Silvio Muccino alla sua terza regia mette in scena il suo metodo, utilizzando come pretesto la relazione di un life coach con i tre candidati di uno show televisivo, il cui percorso sarà quello di raggiungere obiettivi e desideri nell’arco di sei mesi. Giovanni Canton (Silvio Muccino) si materializza al centro dello studio dopo uno zapping a tutto schermo che ne definisce subito l’origine catodica e illusoria, è un’analogia sin troppo semplice con la costruzione di un personaggio dal passato evanescente, ma gli serve per caratterizzare il suo ruolo di burattinaio dietro la macchina da presa, mentre guida passo passo i suoi allievi nella parte che devono interpretare.
La dinamica non è esattamente quella del reality, perché quando non è ambientata in aula, ha quasi sempre luogo nel suo appartamento mentre fornisce istruzioni specifiche all’assistente Matilde (Nicole Grimaudo), una sorta di segretaria di edizione che annota tutti i “giornalieri”, mentre le cavie cambiano le regole del proprio teatrino via via che assimilano nuove nozioni, così da definire l’andamento episodico del film attraverso il menage famigliare di Luciana (Carla Signoris), autrice a tempo perso di romanzi soft porno e quello di Ernesto (Maurizio Mattioli) sessantenne alla ricerca di un posto ancora attivo nel mondo del lavoro e che non vuole abdicare al pensionamento.
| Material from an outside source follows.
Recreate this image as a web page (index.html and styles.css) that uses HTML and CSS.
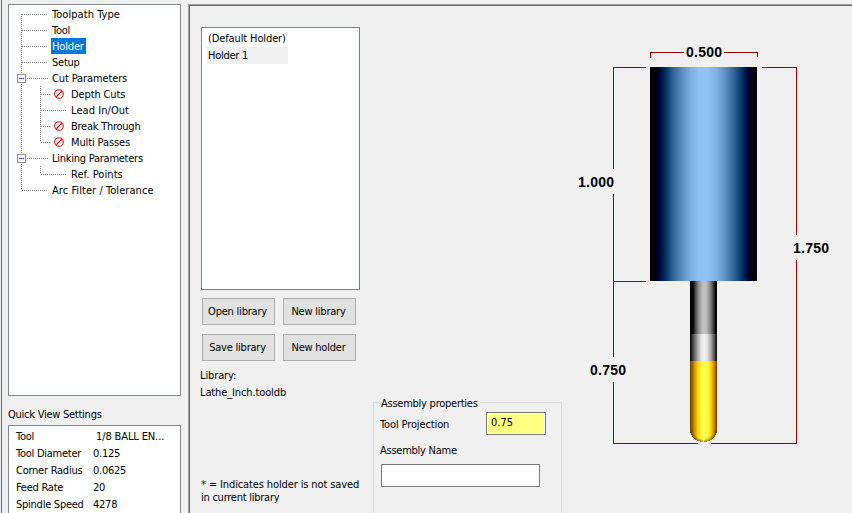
FILE: index.html
```html
<!DOCTYPE html>
<html lang="en">
<head>
<meta charset="utf-8">
<title>Toolpath Holder</title>
<link rel="stylesheet" href="styles.css">
</head>
<body>
<aside class="sidebar">
  <div class="tree">
    <svg class="tree-lines" width="170" height="389" viewBox="9 5 170 389" shape-rendering="crispEdges" aria-hidden="true">
      <g class="dots">
        <path d="M21.5 14V190M22 14.5H48M22 30.5H48M22 46.5H48M22 62.5H48M27 78.5H48M27 158.5H48M22 190.5H48"/>
        <path d="M40.5 86V142M41 94.5H51M41 110.5H67M41 126.5H51M41 142.5H51M40.5 166V174M41 174.5H67"/>
      </g>
      <g class="expander">
        <rect x="17.5" y="74.5" width="8" height="8" rx="1"/><path d="M19 78.5H24"/>
        <rect x="17.5" y="154.5" width="8" height="8" rx="1"/><path d="M19 158.5H24"/>
      </g>
      <g class="disabled-mark" shape-rendering="auto">
        <circle cx="59" cy="94" r="4.300"/><path d="M56 97L62 91"/>
        <circle cx="59" cy="126" r="4.300"/><path d="M56 129L62 123"/>
        <circle cx="59" cy="142" r="4.300"/><path d="M56 145L62 139"/>
      </g>
    </svg>
    <ul class="tree-items">
      <li><span class="wide">Toolpath Type</span></li>
      <li><span>Tool</span></li>
      <li><span class="selected">Holder</span></li>
      <li><span>Setup</span></li>
      <li><span class="normal">Cut Parameters</span></li>
      <li class="child"><span class="normal">Depth Cuts</span></li>
      <li class="child"><span class="wide">Lead In/Out</span></li>
      <li class="child"><span>Break Through</span></li>
      <li class="child"><span class="normal">Multi Passes</span></li>
      <li><span>Linking Parameters</span></li>
      <li class="child"><span class="wide">Ref. Points</span></li>
      <li><span class="wide">Arc Filter / Tolerance</span></li>
    </ul>
  </div>
  <div class="quick-title">Quick View Settings</div>
  <dl class="quick">
    <dt>Tool</dt><dd class="tool-name normal">1/8 BALL EN...</dd>
    <dt>Tool Diameter</dt><dd>0.125</dd>
    <dt>Corner Radius</dt><dd>0.0625</dd>
    <dt>Feed Rate</dt><dd>20</dd>
    <dt>Spindle Speed</dt><dd>4278</dd>
  </dl>
</aside>
<main class="page">
  <section class="library">
    <ul class="holders">
      <li class="normal">(Default Holder)</li>
      <li class="current">Holder 1</li>
    </ul>
    <div class="buttons">
      <button>Open library</button><button>New library</button>
      <button>Save library</button><button>New holder</button>
    </div>
    <div class="lib-info"><div class="normal">Library:</div><div class="lib-name normal">Lathe_Inch.tooldb</div></div>
    <p class="note"><span class="normal">* = Indicates holder is not saved</span><br>in current library</p>
  </section>
  <section class="assembly">
    <h2>Assembly properties</h2>
    <div class="projection"><label class="normal" for="proj">Tool Projection</label><input id="proj" value="0.75"></div>
    <label class="name-label" for="name">Assembly Name</label>
    <input id="name">
  </section>
  <svg class="drawing" width="282" height="507" viewBox="570 6 282 507" shape-rendering="crispEdges">
    <defs>
      <linearGradient id="holder">
        <stop offset="0" stop-color="#000"/><stop offset=".035" stop-color="#000"/>
        <stop offset=".08" stop-color="#000034"/><stop offset=".15" stop-color="#003466"/>
        <stop offset=".21" stop-color="#2d6193"/><stop offset=".3" stop-color="#5a8ec0"/>
        <stop offset=".38" stop-color="#7cb0e2"/><stop offset=".46" stop-color="#8ec2f4"/>
        <stop offset=".54" stop-color="#8ec2f4"/><stop offset=".62" stop-color="#7eb2e4"/>
        <stop offset=".7" stop-color="#5e92c4"/><stop offset=".79" stop-color="#2d6193"/>
        <stop offset=".86" stop-color="#003466"/><stop offset=".92" stop-color="#000034"/>
        <stop offset=".975" stop-color="#000"/><stop offset="1" stop-color="#000"/>
      </linearGradient>
      <linearGradient id="shank">
        <stop offset="0" stop-color="#000"/><stop offset=".11" stop-color="#000"/>
        <stop offset=".2" stop-color="#484848"/><stop offset=".32" stop-color="#8b8b8b"/>
        <stop offset=".47" stop-color="#c0c0c0"/><stop offset=".6" stop-color="#c0c0c0"/>
        <stop offset=".74" stop-color="#898989"/><stop offset=".86" stop-color="#444"/>
        <stop offset=".94" stop-color="#000"/><stop offset="1" stop-color="#000"/>
      </linearGradient>
      <linearGradient id="neck">
        <stop offset="0" stop-color="#000"/><stop offset=".1" stop-color="#404040"/>
        <stop offset=".25" stop-color="#999"/><stop offset=".4" stop-color="#dedede"/>
        <stop offset=".52" stop-color="#f6f6f6"/><stop offset=".65" stop-color="#dedede"/>
        <stop offset=".8" stop-color="#999"/><stop offset=".94" stop-color="#333"/><stop offset="1" stop-color="#000"/>
      </linearGradient>
      <linearGradient id="cutter">
        <stop offset="0" stop-color="#703800"/><stop offset=".07" stop-color="#935b00"/>
        <stop offset=".17" stop-color="#cd9500"/><stop offset=".27" stop-color="#fac800"/>
        <stop offset=".4" stop-color="#fff834"/><stop offset=".52" stop-color="#ffff58"/>
        <stop offset=".67" stop-color="#fff938"/><stop offset=".8" stop-color="#f7c600"/>
        <stop offset=".92" stop-color="#b47b00"/><stop offset="1" stop-color="#683000"/>
      </linearGradient>
      <radialGradient id="tip" gradientUnits="userSpaceOnUse" cx="703.500" cy="428.500" r="14">
        <stop offset=".72" stop-color="#804800" stop-opacity="0"/>
        <stop offset="1" stop-color="#804800" stop-opacity=".8"/>
      </radialGradient>
    </defs>
    <rect x="650" y="67" width="107" height="214" fill="url(#holder)"/>
    <rect x="690" y="281" width="27" height="53" fill="url(#shank)"/>
    <rect x="690" y="334" width="27" height="27" fill="url(#neck)"/>
    <path d="M690 361H717V430A13.500 12 0 0 1 690 430Z" fill="url(#cutter)"/>
    <path d="M690 430H699Q700 437 703.500 442A13.500 12 0 0 1 690 430Z M717 430H708Q707 437 703.500 442A13.500 12 0 0 0 717 430Z" fill="url(#tip)"/>
    <g class="dim-line">
      <path d="M650.500 58V52.500H684M724 52.500H757.500V57"/>
      <path d="M646 67.500H613.500V169M613.500 194V357M613.500 281.500H646M613.500 382V443.500H698"/>
      <path d="M762 67.500H796.500V235M796.500 260V443.500H711"/>
    </g>
    <g class="dim-text">
      <text x="686" y="57" textLength="36">0.500</text>
      <text x="578" y="187" textLength="36">1.000</text>
      <text x="793" y="253" textLength="36">1.750</text>
      <text x="590" y="375" textLength="36">0.750</text>
    </g>
  </svg>
</main>
</body>
</html>
```
FILE: styles.css
```css
* { box-sizing: border-box; }
body {
  margin: 0;
  width: 852px;
  height: 513px;
  overflow: hidden;
  display: flex;
  background: #f0f0f0;
  color: #000;
  font: 11px/16px "DejaVu Sans Condensed", "DejaVu Sans", sans-serif;
  font-stretch: condensed;
  letter-spacing: -0.25px;
  white-space: nowrap;
}
ul, dl, p, h2 { margin: 0; padding: 0; list-style: none; font: inherit; }
.normal { letter-spacing: -0.12px; }
.wide { letter-spacing: 0.06px; }

.sidebar {
  width: 187px;
  flex: none;
  margin-left: 1px;
  padding: 4px 7px 0 6px;
  border-left: 1px solid #696969;
}
.tree {
  position: relative;
  width: 173px;
  height: 392px;
  border: 1px solid #828790;
  background: #fff;
}
.tree-lines { position: absolute; left: 0; top: 0; }
.tree-items { position: relative; padding-top: 1px; }
.tree-items li { height: 16px; padding-left: 42px; }
.tree-items .child { padding-left: 61px; }
.tree-items span { display: inline-block; height: 16px; padding: 0 1px; line-height: 18px; }
.tree-items .selected { background: #0078d7; color: #fff; padding-right: 2px; letter-spacing: -0.15px; }
.dots path { fill: none; stroke: #808080; stroke-dasharray: 1 1; }
.expander rect { fill: #f4f4f4; stroke: #919191; }
.expander path { stroke: #3f58a8; }
.disabled-mark { fill: none; stroke: #f01010; stroke-width: 1.1; }

.quick-title { margin: 11px 0 2px; }
.quick {
  width: 173px;
  height: 100px;
  padding: 3px 0 0 7px;
  border: 1px solid #828790;
  background: #fff;
  display: grid;
  grid-template-columns: 77px 1fr;
  grid-auto-rows: 17px;
  align-content: start;
}
.quick dd { margin: 0; }
.quick .tool-name { padding-left: 3px; }

.page {
  flex: 1;
  display: flex;
  margin-top: 4px;
  height: 520px;
  border: solid #a0a0a0;
  border-width: 1px 0 0 1px;
  box-shadow: inset 1px 1px #696969;
}
.library { width: 184px; flex: none; padding: 22px 0 0 12px; }
.holders {
  width: 159px;
  height: 263px;
  padding: 2px 5px;
  border: 1px solid #7a7f87;
  background: #fff;
}
.holders li { width: 81px; height: 17px; line-height: 17px; padding-left: 1px; }
.holders .current { background: #f0f0f0; }
.buttons {
  display: grid;
  grid-template-columns: 73px 73px;
  grid-auto-rows: 27px;
  gap: 9px 8px;
  margin: 8px 0 0 1px;
}
button {
  padding: 1px 2px 0 0;
  border: 1px solid #adadad;
  background: #e1e1e1;
  color: inherit;
  font: inherit;
  letter-spacing: -0.22px;
}
.lib-info { margin: 6px 0 0 -1px; line-height: 17px; }
.note { margin-top: 77px; line-height: 13px; }

.assembly {
  width: 189px;
  height: 130px;
  flex: none;
  margin-top: 397px;
  padding: 0 0 0 7px;
  border: 1px solid #dcdcdc;
}
.assembly h2 {
  width: 101px;
  height: 16px;
  margin: -7px 0 0 -2px;
  padding-left: 2px;
  background: #f0f0f0;
}
.projection { display: flex; justify-content: space-between; width: 166px; height: 24px; margin: 0 0 0 -1px; }
.projection label { padding-top: 5px; }
input {
  border: 1px solid #7a7a7a;
  border-radius: 0;
  outline: 0;
  background: #fff;
  color: #000;
  font: inherit;
  letter-spacing: 0;
}
#proj { width: 60px; height: 23px; padding: 0 4px 3px; background: #ffff80; box-shadow: inset 0 0 0 1px #fff; }
.name-label { display: block; margin: 7px 0 0 -1px; }
#name { display: block; width: 159px; height: 23px; margin: 5px 0 0; }

.drawing { flex: none; margin: 1px 0 0 8px; }
.dim-line path { fill: none; stroke: #960000; }
.dim-text { font: bold 14px "Liberation Sans Narrow", "Liberation Sans", Arial, sans-serif; letter-spacing: 0; }
```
La terza cavia diventerà proprio Matilde, invischiata in una relazione clandestina con il suo capo e spaventata dalla possibilità di perderlo; sarà Canton a trasformarla in una mistress, in una sequenza che sembra l’allestimento di una regia televisiva, con la Signoris che gli suggerisce il copione erotico via auricolare mentre Canton stabilisce tempi e situazioni.
Forse Muccino avrebbe potuto sfruttare in modo più radicale questo aspetto, trasformando tutto in un gioco di rappresentazioni sul bordo della crudeltà, con la televisione in un ruolo centrale nel sistema di relazioni. Sfortunatamente non si avvicina neanche alla farsa e l’ipotesi che si tratti di trash consapevole, viene disinnescata immediatamente dai quattrini del ministero che garantiscono il solito prodotto asettico e familistico di regime dove Muccino si vuole troppo bene per assumere anche solo il riflesso di un’anima se non luciferina, almeno sfaccettata; ma al centro, oltre all’ego di un personaggio che assomiglia più a quello di un sacerdote in crisi, c’è il suo metodo come regista. Mosso da un’energia narcisista non dissimile da quella che alimenta lo spirito di alcune fiction televisive nostrane, Le leggi del desiderio non corrode (come dovrebbe fare il trash) e genera un teatrino di situazioni che non lascia alcun segno, svanendo nell’immagine di un incontro immerso tra luci e riflessi, che potrebbe far parte dello zapping che apre il film.